Information shown
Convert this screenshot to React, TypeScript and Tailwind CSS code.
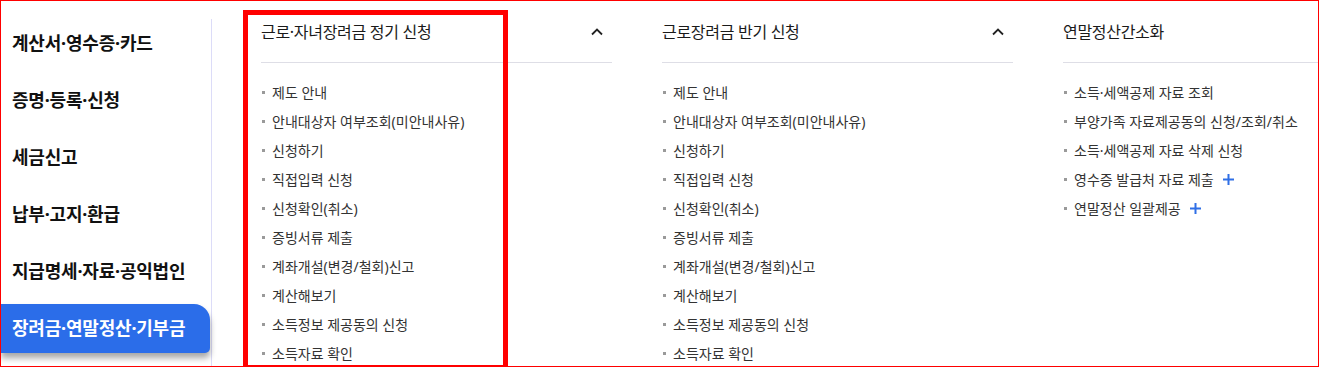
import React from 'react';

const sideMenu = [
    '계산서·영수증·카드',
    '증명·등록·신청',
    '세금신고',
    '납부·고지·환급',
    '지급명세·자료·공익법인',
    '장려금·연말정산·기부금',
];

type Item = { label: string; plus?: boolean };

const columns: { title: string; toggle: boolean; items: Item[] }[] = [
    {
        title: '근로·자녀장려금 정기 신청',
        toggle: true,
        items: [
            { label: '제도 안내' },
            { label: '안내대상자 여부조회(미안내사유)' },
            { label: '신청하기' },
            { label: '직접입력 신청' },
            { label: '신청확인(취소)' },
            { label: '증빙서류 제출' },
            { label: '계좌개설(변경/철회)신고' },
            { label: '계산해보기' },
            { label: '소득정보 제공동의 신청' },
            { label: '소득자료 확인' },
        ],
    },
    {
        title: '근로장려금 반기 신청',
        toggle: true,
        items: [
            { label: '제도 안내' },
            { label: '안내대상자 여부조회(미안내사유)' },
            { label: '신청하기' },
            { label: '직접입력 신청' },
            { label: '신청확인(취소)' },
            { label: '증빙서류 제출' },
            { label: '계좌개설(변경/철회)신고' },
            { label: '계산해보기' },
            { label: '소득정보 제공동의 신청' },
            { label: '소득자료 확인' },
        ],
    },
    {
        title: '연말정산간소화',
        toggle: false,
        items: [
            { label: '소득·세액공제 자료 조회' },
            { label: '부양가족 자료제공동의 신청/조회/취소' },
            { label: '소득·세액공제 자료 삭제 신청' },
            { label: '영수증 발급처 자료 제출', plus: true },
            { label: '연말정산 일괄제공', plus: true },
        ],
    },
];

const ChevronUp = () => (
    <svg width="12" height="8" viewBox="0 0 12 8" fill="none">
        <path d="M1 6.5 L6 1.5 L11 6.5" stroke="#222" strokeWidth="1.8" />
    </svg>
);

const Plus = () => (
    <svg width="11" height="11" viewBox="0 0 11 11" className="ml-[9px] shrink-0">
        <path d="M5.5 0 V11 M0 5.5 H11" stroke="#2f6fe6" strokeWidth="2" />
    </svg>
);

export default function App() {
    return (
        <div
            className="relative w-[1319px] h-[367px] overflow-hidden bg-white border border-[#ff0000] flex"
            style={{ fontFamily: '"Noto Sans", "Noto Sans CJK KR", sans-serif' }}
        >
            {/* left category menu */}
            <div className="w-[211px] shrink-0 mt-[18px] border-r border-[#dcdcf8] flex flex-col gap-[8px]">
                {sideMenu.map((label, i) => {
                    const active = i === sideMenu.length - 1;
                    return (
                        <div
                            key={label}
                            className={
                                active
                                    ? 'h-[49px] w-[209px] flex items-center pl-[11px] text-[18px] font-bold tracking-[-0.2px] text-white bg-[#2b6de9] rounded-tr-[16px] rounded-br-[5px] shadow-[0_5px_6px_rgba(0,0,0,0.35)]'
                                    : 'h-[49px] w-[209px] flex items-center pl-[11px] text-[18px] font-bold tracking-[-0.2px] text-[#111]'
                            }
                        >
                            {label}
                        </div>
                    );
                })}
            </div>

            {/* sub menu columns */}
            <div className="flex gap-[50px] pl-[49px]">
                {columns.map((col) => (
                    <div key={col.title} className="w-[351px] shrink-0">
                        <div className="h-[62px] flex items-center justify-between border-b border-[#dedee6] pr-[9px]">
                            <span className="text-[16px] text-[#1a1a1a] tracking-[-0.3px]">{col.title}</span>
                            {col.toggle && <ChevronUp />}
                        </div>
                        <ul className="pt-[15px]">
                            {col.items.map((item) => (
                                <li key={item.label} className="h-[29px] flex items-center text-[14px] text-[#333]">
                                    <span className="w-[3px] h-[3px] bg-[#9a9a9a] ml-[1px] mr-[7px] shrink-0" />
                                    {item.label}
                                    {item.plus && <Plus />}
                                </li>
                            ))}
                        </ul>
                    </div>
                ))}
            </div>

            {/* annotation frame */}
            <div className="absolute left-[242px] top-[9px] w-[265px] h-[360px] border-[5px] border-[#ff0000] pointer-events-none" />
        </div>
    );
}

Written request
Repeat the listing above from its first line through the line that contains "string; plus?: boolean", both included, and nothing more. Drop the pictures.

Answer to this exercise
Convert this screenshot to React, TypeScript and Tailwind CSS code.
import React from 'react';

const sideMenu = [
    '계산서·영수증·카드',
    '증명·등록·신청',
    '세금신고',
    '납부·고지·환급',
    '지급명세·자료·공익법인',
    '장려금·연말정산·기부금',
];

type Item = { label: string; plus?: boolean };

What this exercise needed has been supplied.